If a system failed was it because the requirements were wrong? Or the design was faulty? Or maybe it was coded badly? Or not tested well enough? Or operations screwed up? Companies and teams resorted to detailed contracts and excessive documentation to avoid the risk of being 'blamed' for their contribution.

Because the process was lengthy and expensive and it wasn't easy to go back to a previous step there was a tendency to over-specify systems. Instead of asking for just what was required, people felt they needed to make the best of their one opportunity to request everything they could conceivably think of and this further compounded issues by making systems way more complex than was really necessary.

Even if everything was done perfectly, the systems often took so long to be completed that what was finally delivered was often the system that the company needed 2 years ago when the requirements were first identified but which no longer completely suited their needs.

Waterfall didn't allow companies to react

The waterfall approach simply didn't allow companies to react quickly enough to changing business conditions because the lead-time for delivering a system was so long and the outcome variable.

These system failures were so common that cartoons were created to satirise the issues which were well known for some time.

how software development projects really work and why they often fail

The basic premise of Agile is to maximize value - focus on the things that increase productivity and remove impediments.

Agile was conceived as a lightweight alternative to the established heavyweight Project Management methodologies that had been proven to be ineffective when applied to software development.

Based on the experiences of successful and productive teams and new software development practices such as Test Driven Development it was focused on removing unproductive activities and enabling skilled people to focus their efforts on what they did best.

Instead of approaching a computer system like an engineering construction (such as building a house) where the complete foundation is built first before the next layer is added, people recognized that software was different and much more pliable. Good software development techniques meant that code didn't need to be seen as static but should evolve as a system was developed. Now, all that needed to be built was just what was needed for the next feature.

Fixed SQL Database Schema vs NoSQL

The rigid and inflexible database schemas of Relational Database Management Systems (RDBMS) or 'SQL' were often viewed as the foundation for any new system.

Agile software development has contributed to the increased adoption of NoSQL database technologies such as MongoDB which promote flexibility and remove some of the need for lengthy up-front schema design work.

Agile was an enabler to allow teams to focus on delivering working features to the customer, often within the first weeks of a project and ongoing throughout it's lifecycle. This provided immediate feedback and allowed quick changes when necessary as the customer could both see visible progress and provide better direction for future work.

Waterfall Approach

traditional waterfall development fails to deliver anything usable of value until project completion

Despite the large expenditure of effort and cost, the system doesn't provide usable features until it is complete.

Agile Approach

agile development delivers usable features sooner and immediate business value

Features are usable as soon as they are completed delivering immediate value with much less overall effort.

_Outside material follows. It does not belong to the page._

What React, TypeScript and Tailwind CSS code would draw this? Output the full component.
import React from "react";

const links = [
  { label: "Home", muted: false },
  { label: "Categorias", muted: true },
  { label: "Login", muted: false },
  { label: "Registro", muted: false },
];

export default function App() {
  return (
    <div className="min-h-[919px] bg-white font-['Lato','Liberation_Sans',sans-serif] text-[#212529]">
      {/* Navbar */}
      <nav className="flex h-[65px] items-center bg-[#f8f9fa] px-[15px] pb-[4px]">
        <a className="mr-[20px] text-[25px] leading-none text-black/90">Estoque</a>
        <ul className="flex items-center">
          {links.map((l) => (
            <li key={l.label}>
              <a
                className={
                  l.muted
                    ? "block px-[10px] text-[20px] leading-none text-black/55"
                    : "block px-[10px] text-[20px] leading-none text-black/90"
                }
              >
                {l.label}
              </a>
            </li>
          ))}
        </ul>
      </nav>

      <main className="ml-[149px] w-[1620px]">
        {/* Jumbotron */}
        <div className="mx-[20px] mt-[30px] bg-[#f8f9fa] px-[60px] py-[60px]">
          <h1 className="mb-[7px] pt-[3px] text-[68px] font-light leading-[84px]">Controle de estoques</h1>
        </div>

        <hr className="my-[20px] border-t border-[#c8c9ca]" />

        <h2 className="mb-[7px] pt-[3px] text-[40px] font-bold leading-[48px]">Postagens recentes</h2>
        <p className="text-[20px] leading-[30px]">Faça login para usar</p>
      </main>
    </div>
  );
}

The minimum amount of effort is required to create a "Minumum Viable Product (MVP) which finally allowed companies to try out ideas and react quickly. An iterative process is used to build the software incrementally with each increment being a working, usable version progressing toward the final goal.

Instead of work being handed from team to team of separate specialists an Agile team is cross-functional with all of the skills necessary to analyze, architect, design, build, test and deploy the solution.

However, while there are some recognized practices the Agile approach itself was not prescriptive and there were many flavors and variations. The core values and principles were enshrined in the Agile Manifesto.

The Agile Manifesto is based on a set of core values and principles.

The Agile Manifesto was the result of the leading proponents of various Agile approaches coming together and combining their ideas into a set of core values and principles for practitioners to follow.

Core Values

We are uncovering better ways of developing software by doing it and helping others do it. Through this work we have come to value:

  • Individuals and interactions over processes and tools
  • Working software over comprehensive documentation
  • Customer collaboration over contract negotiation
  • Responding to change over following a plan

That is, while there is value in the items on the right, we value the items on the left more.

Some claim agile does away with planning, contracts and documentation which it clearly doesn't. It simply places more value on things such as working software and collaboration as these are more likely to directly contribute to a successful outcome.

Twelve Principles of Agile

We follow these principles:

  1. Our highest priority is to satisfy the customer through early and continuous delivery of valuable software.
  2. Welcome changing requirements, even late in development. Agile processes harness change for the customer's competitive advantage.
  3. Deliver working software frequently, from a couple of weeks to a couple of months, with a preference to the shorter timescale.
  4. Business people and developers must work together daily throughout the project.
  5. Build projects around motivated individuals. Give them the environment and support they need, and trust them to get the job done.
  6. The most efficient and effective method of conveying information to and within a development team is face-to-face conversation.
  7. Working software is the primary measure of progress.
  8. Agile processes promote sustainable development. The sponsors, developers, and users should be able to maintain a constant pace indefinitely.
  9. Continuous attention to technical excellence and good design enhances agility.
  10. Simplicity--the art of maximizing the amount of work not done--is essential.
  11. The best architectures, requirements, and designs emerge from self-organizing teams.
  12. At regular intervals, the team reflects on how to become more effective, then tunes and adjusts its behavior accordingly.

The Agile Alliance was formed by many of the Agile Manifesto's authors to further promote and formalize the Agile approach.

Scrum gained the most traction and became synonymous with Agile.

Over time a variety of different approaches developed all based on the core values and principles of Agile. These included:

  • Agile Modeling
  • Agile Unified Process (AUP)
  • Crystal Clear
  • Crystal Methods
  • Dynamic Systems Development Method (DSDM)
  • Extreme Programming (XP)
  • Feature Driven Development (FDD)
  • Graphical System Design (GSD)
  • Kanban
  • Lean Software Development
  • Scrum

Scrum became the most widely known and recognized and gave birth to new titles within development teams such as 'Scrum Master'.

As recognition of Scrum as an approach to developing software grew there was an increasing need for more formal Scrum Master Certifications to identify those with the genuine skills and real experience who could introduce and champion it within a organization looking to adopt Agile.